Geographically, they lie as far west as Windsor and as far east as Belleville. The remainder is located around the Kitchener/Cambridge/Waterloo area.

University on board
Another unique aspect of Cornerstone’s future has to do with one of its members – the University of Guelph Ridgetown Campus anaerobic digester.

The university site is quite small, and is more of a research facility, which provides added benefits to Cornerstone. Travis says it’s a mutually beneficial. The university gets a steady supply of feedstock and Cornerstone can market the university’s involvement.

The results
The company celebrated its one-year anniversary on January 1, 2015. In that year, Cornerstone has experienced amazing results.

The group, as a whole, has the capacity to process approximately 220,000 annually. When Cornerstone launched, the members were processing less than 50 percent of their capacity. “Now as a group, we’re at around 75 percent. We’ve grown tremendously and we did that without cannibalizing volumes away from out other sites.”

He adds it’s not all about volume though.

“We can be at 75 percent of our volume, but we could be 90 percent of our electricity. There’s a difference. So you can have low volumes, but high-energy feedstock. So from a production standpoint, we’re a good 75 percent average, and that’s probably a little conservative.”

The increase in volume is credited to the group’s ability to manage the incoming feedstock better between group members. But also the growth is due to that “single voice.”

“As a small farm, when you approach a large company and say, ‘I’d like your grocery store waste’, you’re looked at differently than when you approach them as a group called Cornerstone that has 11 locations across the province, servicing multiple stores. It’s a different pitch and you’re seen in a different light,” says Travis.

One of the largest challenges facing Cornerstone is the lack of knowledge in the marketplace and the need to educate the right people. And Travis has put 150,000 km on his truck this year going door to door, helping companies understand.

“For example, large companies don’t understand that if your waste is clean – there’s no packaging in it – we’ve got nine different sites that can handle that product for them. If you have dirty packaged waste, we have two other sites that can handle that.”

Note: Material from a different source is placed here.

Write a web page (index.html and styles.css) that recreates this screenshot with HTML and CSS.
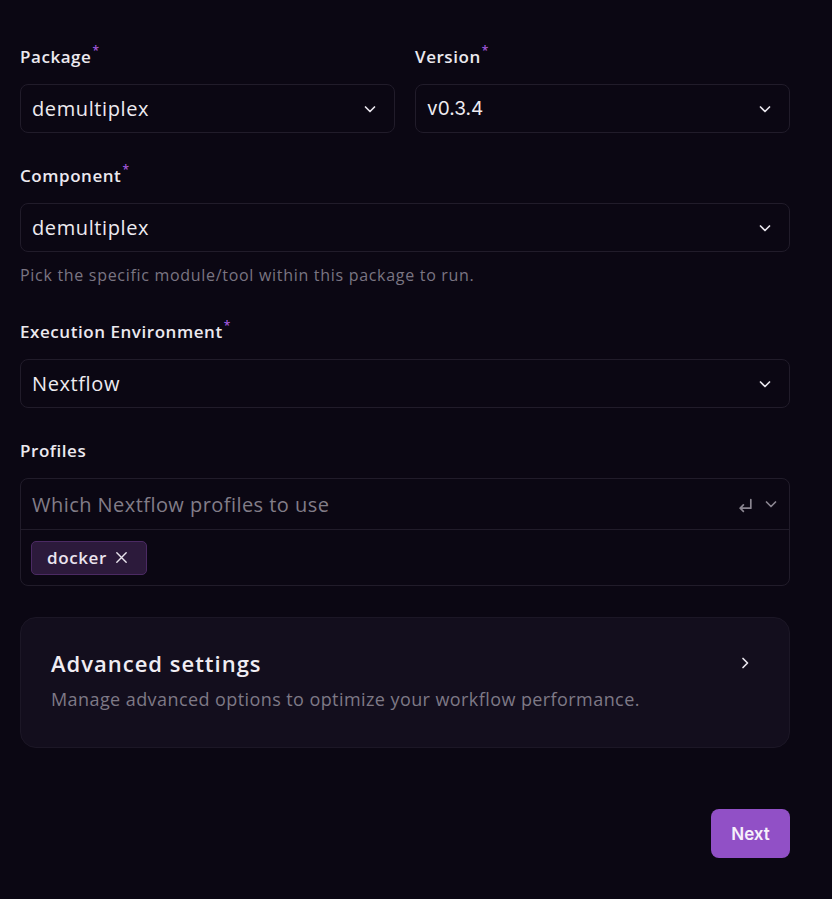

Also changing people’s behavior is difficult. It’s one thing to convince an upper manager or CEO that Cornerstone is a good, greener solution, but creating a new system where people change their habits and separate their waste, is more difficult, says Travis.

The logistics of getting the right waste to the right digester, and with the least amount of travel, can also become challenging.

A large part of the organic waste in Ontario comes from its urban centers, not ideally located next to a farm.

“We work with all kinds of different waste haulers and trucking companies,” says Travis. “But we also work with the waste producers to help them find solutions. We pride ourselves in being very hands on and flexible that way.”

In one instance, a Cornerstone member was able to suggest brining the waste in tote bins versus using large bulk loads in dump trailers or walk-in floor trailers or roll off bins. The unique solution not only allowed the company to find a greener solution for their waste but saved them considerable money as well.

“Because our operators are so hands on, they’re the ones that have been able to instigate these unique changes,” says Travis with pride.

Future growth
Another challenge looming ahead is a good one – how to grow the company.

“I probably have no less than 10 sites in Ontario and more that would like to be a part of Cornerstone, and I’ve got some very strong interest in Eastern Canada as well,” says Travis.

To date, Cornerstone hasn’t brought any new members on board. The current members are a close group and they’re not only picky about who joins, but want to ensure certain goals are met before they go forward.

“Our sites are just basically, great big, enormous mechanical stomachs and we want to make sure those stomachs are full before you bring more on,” says Travis. “We definitely would like to add mores sites in Ontario and we’re considering outside the province too. We’re also looking into some unique niche markets that center around anaerobic digestion and gas. This year will be an interesting year. I believe we will be part of some very good change and innovation.”

In the meantime, the company is taking it slow. There are lots of farms that would be a good fit and ideas worth expanding on, but the group is exercising patience.

“You have to be controlled and calculated in your growth,” says Travis. “It’s the smart thing to do.”

And there are other elements to consider too, like changing regulations in the industry. For example, farm digesters are currently regulated under the nutrient management act, and are managed through their respective farm plans.

“Under the current set of regulations, a farm can receive, generally speaking, up to 10,000 tons per year of off farm waste,” explains Travis. “The new regulations have been changed and allow some of the newer systems to be able to take in up to 50 percent of off farm waste. So that’s a big game changer.”

Optimistic future
Travis says he can’t speak for the group, but this incredible first year has filled him with pride and optimistically looking ahead.

“I’m extremely happy with the positive market presence that we have earned. We have gone from a group of individuals to a respected and go-to type of entity where many people are coming to us asking us for help, knowledge and advice. We’re quite happy with that.

“Personally, I feel very fortunate to be a part of this because I think it’s extremely innovative I look forward to making a lot more positive change within the industry. It’s a win-win for everybody. My children will benefit from the things that we’re doing. We’re creating a better environment and we’re creating a very sustainable solution for our clients.”


Cornerstone Members
The Ontario Cornerstone Renewables members include:

  • Ben Gardiner Farms – Kirkton, Ont.
  • Woolwich Bio-En  – Elmira, Ont.
  • Koskamp Family Farms – Stratford, Ont.
  • Birch Lawn Farms – Atwood, Ont.
  • Seacliff Energy Ltd. – Leamington, Ont.
  • Athlone Farms – Tavistock, Ont.
  • Marl Creek – Elmira, Ont.
  • Greenholm Power Ltd – Embro, Ont.
  • Clovermead Farms Ltd. – Alma, Ont.
  • Ridgeline Farms – Stirling, Ont.
  • University of Guelph – Ridgetown Campus Anaerobic Digester, Ridgetown, Ont.